Third placing went to Rebecca (Rex) Wardle on Sponge Bob. Rex impressed us with the way she attacked the cross-country course the previous day, and she had the lead after that phase. One rail meant she had to be content with third this time, but look out in future!
There was no room for error in the show jumping phases for the top competitors in the AI championship, but the winner, Aiden Viviers (Wellington Wairarapa) on Giselle II, was cool and calm, and didn’t falter.
Aiden comes from a distinguished line of eventers. His grandfather, Jim Hoddinott, is still eventing at 72, as well as being the treasurer of Eventing Wellington, and grandmother Margaret also still rides, explaining proudly that she started Giselle at Intro level before passing her on. Aiden’s mum Maria also “follows her children to events”, competing at lower levels in both show jumping and eventing, on a horse out of the same mare as Giselle.
Maria remembers trying out for ‘Champs’ herself at the area trials, though she didn’t make the team. “It was harder to get in the teams in that era,” she says.
The proud mother says she’d “never been so nervous” before Aiden’s show jumping round, even with all her equestrian experience.
Belmont Pony Club should be proud of producing yet another good eventing rider.
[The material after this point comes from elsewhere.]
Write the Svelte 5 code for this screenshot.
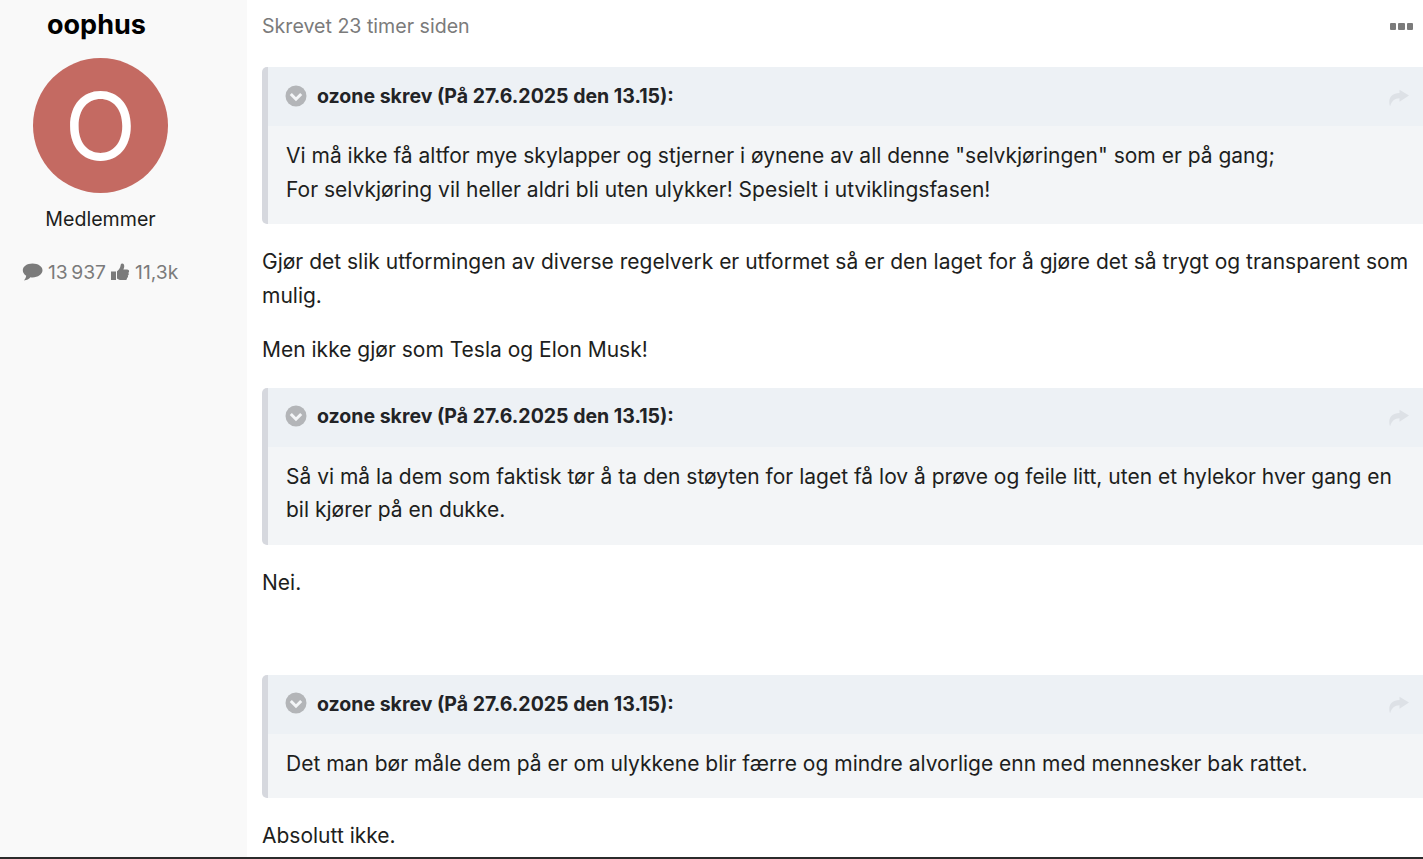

The club has a distinguished honours board already, with Dan Jocelyn, Megan Heath and Neil Spratt all having learned their trade there. A previous winner of the A1 trophy, Lauren Currie, also comes from there. Megan Heath contacted the family overnight to wish them all the best, as she prepares to tackle the prestigious Badminton Horse trials in a fortnight.
Aiden was all smiles after his clear round. “The first thing Grandma told me was to put the strap in its keeper,” he laughed, asking someone to fix his bridle before Grandma told him off again. Grandma was obviously very proud, however, and confessed that she couldn’t watch the whole round but “knew he had won when the cheering started.”
Coach Stephen Field was very happy with his star rider, even having a few tears in his eyes when the clear round was accomplished, but one of the happiest there was Aiden’s girlfriend Grace White, who also competed.
Aiden is not sure where his riding career will take him in the future, or whether it even goes on hold, as his priority is getting into veterinary school next year and doing well there.
Second place went to Todd Magner (MNWC). He wasn’t disappointed not to win. “The winner is a great mate of mine, he did a really great job and I am very proud of him.”
Will Moffett (Hawke’s Bay) held his third place after cross-country, making the show jumping phase look easy, and ensuring that it was an all-male trifecta in the A1 championship.
Lucy Cochrane on Inspector Gadget (Canterbury) led from the dressage and never looked like relinquishing her lead. She added no faults at all, jumping or time. Kirk Magner (MNWC) set the tone for the Magner family, finishing second – which is where brother Todd finished a couple of hours later in the A1 section. Kirk moved up from sixth after dressage, after incurring no jump or time faults. His team mate Gretchen Anderson was third on Tallyho Cleopatra; she had been 11th after dressage but also showed her jumping skills by finishing on her dressage score.
Well done to all who competed, organised, helped and supported. A great weekend of eventing and learning.